(Problem requirements)
Search the data for the string "this" and gather each line it is in.
-- Start of Data extract --
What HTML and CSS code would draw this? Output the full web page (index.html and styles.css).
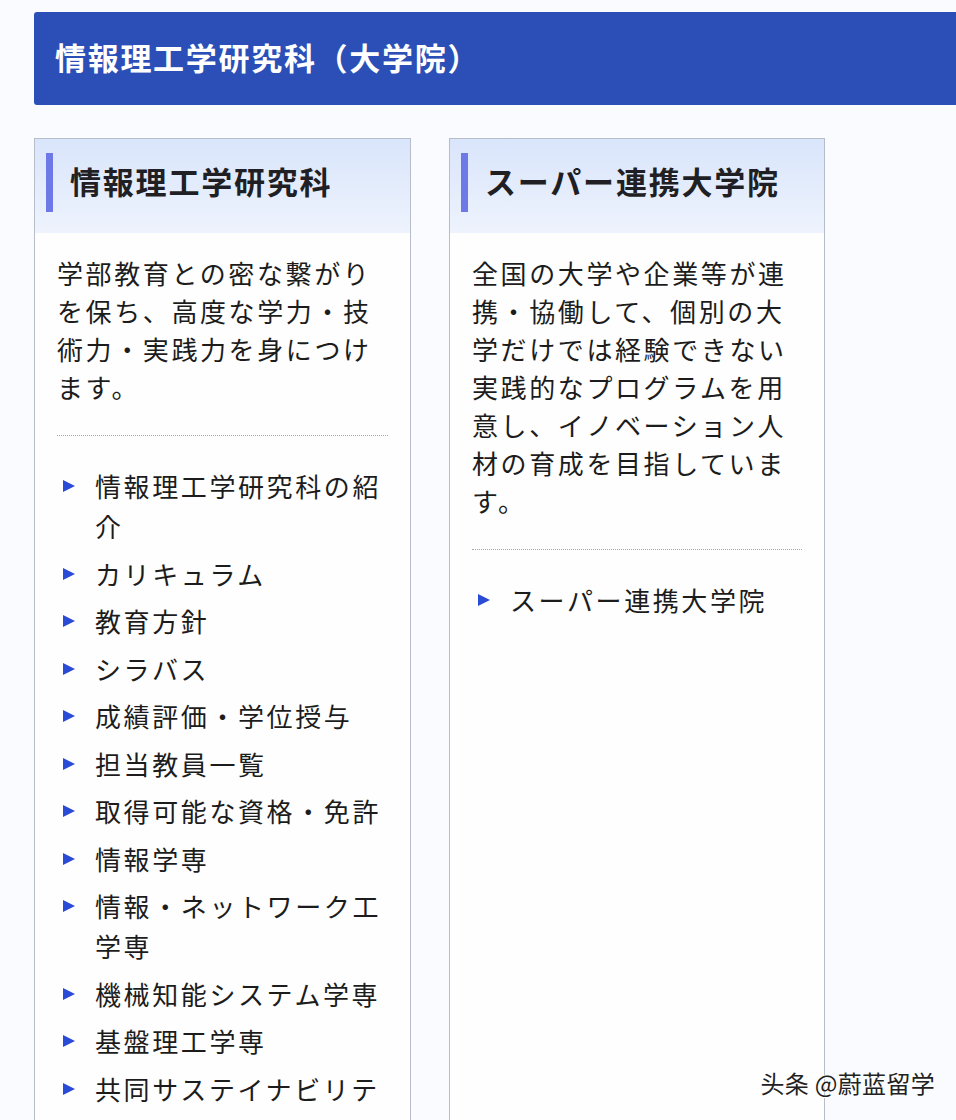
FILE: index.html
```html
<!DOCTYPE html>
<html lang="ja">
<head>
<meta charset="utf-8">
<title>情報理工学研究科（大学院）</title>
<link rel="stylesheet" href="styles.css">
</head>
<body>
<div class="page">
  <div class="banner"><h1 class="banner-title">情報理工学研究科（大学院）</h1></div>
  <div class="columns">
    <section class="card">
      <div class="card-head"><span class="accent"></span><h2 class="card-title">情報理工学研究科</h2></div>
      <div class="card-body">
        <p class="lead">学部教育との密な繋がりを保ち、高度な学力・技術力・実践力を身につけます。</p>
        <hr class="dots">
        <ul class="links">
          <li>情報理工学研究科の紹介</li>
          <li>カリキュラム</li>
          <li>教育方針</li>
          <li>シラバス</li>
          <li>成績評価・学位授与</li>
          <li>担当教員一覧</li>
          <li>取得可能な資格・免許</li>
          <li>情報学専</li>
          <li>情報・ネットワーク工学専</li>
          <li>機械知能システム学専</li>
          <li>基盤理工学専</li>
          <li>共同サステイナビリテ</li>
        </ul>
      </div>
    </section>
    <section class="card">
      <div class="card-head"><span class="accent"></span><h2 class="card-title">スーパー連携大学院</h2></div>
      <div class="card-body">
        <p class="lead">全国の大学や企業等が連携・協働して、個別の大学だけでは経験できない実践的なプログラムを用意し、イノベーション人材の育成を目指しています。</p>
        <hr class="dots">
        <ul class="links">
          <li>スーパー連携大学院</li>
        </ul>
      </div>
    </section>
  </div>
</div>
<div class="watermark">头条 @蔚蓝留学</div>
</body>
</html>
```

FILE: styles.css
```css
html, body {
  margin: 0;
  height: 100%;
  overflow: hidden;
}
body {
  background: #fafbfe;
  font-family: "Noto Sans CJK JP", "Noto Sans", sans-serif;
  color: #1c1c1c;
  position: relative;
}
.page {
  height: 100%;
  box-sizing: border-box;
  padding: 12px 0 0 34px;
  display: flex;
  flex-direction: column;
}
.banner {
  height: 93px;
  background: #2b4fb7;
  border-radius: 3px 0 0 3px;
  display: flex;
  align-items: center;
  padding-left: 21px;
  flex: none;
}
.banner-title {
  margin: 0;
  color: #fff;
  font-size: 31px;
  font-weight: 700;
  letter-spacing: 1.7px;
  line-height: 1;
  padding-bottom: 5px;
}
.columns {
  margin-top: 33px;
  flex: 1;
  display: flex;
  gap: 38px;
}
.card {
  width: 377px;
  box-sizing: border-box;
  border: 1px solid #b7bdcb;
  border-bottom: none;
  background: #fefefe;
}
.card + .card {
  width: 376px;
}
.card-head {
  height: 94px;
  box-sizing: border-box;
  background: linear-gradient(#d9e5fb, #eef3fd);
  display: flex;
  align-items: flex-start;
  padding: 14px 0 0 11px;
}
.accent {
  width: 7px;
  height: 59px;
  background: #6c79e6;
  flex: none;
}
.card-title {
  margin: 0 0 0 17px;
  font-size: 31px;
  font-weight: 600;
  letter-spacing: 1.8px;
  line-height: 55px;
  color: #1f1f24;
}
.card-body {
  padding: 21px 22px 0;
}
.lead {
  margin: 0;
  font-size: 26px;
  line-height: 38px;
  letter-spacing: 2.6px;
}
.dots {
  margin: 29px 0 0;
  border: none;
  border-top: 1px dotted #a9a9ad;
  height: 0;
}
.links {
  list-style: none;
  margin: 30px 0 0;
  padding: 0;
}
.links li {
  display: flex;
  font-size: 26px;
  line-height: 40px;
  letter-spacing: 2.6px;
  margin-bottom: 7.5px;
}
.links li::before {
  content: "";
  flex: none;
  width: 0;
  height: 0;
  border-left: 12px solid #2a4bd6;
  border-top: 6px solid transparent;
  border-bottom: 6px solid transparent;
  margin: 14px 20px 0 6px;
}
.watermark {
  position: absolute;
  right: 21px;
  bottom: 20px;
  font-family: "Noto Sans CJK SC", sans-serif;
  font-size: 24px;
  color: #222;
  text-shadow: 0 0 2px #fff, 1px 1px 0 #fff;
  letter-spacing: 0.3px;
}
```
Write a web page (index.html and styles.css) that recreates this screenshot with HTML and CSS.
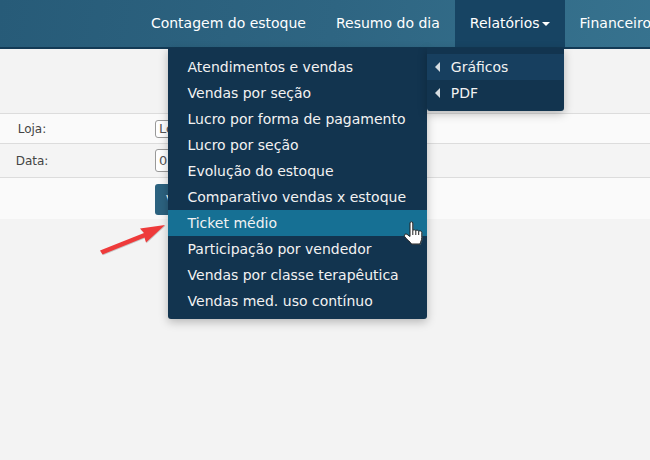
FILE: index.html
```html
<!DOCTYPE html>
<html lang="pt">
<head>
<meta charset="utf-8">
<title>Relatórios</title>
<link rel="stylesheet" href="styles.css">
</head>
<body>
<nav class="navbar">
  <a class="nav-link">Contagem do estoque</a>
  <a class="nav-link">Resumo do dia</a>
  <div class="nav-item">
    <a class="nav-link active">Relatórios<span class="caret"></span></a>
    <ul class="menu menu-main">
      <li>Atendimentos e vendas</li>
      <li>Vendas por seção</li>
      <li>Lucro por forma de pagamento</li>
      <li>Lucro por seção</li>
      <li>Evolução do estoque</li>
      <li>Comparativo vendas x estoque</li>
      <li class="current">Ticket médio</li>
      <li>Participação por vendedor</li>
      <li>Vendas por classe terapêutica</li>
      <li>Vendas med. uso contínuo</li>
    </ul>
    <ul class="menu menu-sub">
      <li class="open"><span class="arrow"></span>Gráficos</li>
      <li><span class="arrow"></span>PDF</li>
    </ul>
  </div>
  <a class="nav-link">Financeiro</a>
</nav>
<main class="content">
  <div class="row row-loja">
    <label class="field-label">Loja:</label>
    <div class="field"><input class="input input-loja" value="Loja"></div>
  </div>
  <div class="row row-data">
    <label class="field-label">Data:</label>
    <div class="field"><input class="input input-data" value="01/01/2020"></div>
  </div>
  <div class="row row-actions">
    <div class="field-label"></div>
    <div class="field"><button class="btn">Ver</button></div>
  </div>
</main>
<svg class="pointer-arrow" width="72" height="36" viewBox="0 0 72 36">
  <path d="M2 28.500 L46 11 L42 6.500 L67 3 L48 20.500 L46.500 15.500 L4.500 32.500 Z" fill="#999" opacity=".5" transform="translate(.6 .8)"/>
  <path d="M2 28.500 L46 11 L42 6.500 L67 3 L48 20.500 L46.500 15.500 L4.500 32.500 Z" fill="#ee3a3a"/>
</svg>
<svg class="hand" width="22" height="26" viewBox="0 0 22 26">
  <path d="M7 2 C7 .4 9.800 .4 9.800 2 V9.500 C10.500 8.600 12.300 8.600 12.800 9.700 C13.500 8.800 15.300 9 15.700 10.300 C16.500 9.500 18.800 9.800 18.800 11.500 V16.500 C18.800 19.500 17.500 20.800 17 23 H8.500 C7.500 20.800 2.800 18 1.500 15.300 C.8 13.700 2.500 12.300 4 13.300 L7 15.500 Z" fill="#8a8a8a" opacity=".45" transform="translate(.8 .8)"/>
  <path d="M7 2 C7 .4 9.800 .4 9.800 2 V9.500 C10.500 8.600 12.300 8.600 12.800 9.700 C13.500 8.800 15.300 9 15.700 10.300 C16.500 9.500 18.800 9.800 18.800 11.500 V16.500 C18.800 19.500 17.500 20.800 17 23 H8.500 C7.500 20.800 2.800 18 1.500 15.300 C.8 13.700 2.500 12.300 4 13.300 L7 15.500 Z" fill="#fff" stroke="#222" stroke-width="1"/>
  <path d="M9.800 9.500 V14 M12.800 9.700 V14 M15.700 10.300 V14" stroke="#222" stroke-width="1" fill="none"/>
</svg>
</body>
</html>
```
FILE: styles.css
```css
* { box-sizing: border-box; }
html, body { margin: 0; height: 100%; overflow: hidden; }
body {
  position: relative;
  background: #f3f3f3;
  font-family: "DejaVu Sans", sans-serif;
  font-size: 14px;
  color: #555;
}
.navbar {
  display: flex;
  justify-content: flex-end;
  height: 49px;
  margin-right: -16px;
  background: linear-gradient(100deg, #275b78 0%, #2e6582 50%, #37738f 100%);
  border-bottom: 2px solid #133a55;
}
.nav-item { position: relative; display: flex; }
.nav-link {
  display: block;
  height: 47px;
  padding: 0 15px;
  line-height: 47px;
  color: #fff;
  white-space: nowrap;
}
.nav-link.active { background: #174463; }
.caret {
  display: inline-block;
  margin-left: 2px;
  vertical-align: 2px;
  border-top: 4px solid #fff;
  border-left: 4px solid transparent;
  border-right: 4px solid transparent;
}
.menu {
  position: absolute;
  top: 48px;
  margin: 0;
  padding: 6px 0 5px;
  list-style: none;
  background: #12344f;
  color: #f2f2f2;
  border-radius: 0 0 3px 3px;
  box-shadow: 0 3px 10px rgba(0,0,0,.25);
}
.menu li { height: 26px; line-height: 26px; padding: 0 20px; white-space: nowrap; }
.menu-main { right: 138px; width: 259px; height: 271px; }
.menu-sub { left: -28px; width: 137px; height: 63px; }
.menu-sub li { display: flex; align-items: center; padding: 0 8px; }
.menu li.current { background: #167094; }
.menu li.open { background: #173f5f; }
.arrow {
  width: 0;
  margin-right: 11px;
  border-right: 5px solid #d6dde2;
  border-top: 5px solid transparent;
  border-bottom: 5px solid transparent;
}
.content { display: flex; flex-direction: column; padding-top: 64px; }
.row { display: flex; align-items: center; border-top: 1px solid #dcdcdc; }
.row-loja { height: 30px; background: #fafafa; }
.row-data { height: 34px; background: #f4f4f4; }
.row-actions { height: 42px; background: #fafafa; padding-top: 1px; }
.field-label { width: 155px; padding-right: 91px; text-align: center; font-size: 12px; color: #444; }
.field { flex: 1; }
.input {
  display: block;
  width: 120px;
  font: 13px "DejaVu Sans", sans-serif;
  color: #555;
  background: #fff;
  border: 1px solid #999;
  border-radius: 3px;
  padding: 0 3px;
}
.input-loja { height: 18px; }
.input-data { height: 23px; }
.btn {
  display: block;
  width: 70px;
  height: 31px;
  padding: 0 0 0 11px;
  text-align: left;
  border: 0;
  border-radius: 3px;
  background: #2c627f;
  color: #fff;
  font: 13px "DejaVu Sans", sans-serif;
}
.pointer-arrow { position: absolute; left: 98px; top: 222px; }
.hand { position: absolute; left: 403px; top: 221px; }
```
-- End of Data extract --
(Task answer)
What HTML and CSS code would draw this? Output the full web page (index.html and styles.css).
Write a web page (index.html and styles.css) that recreates this screenshot with HTML and CSS.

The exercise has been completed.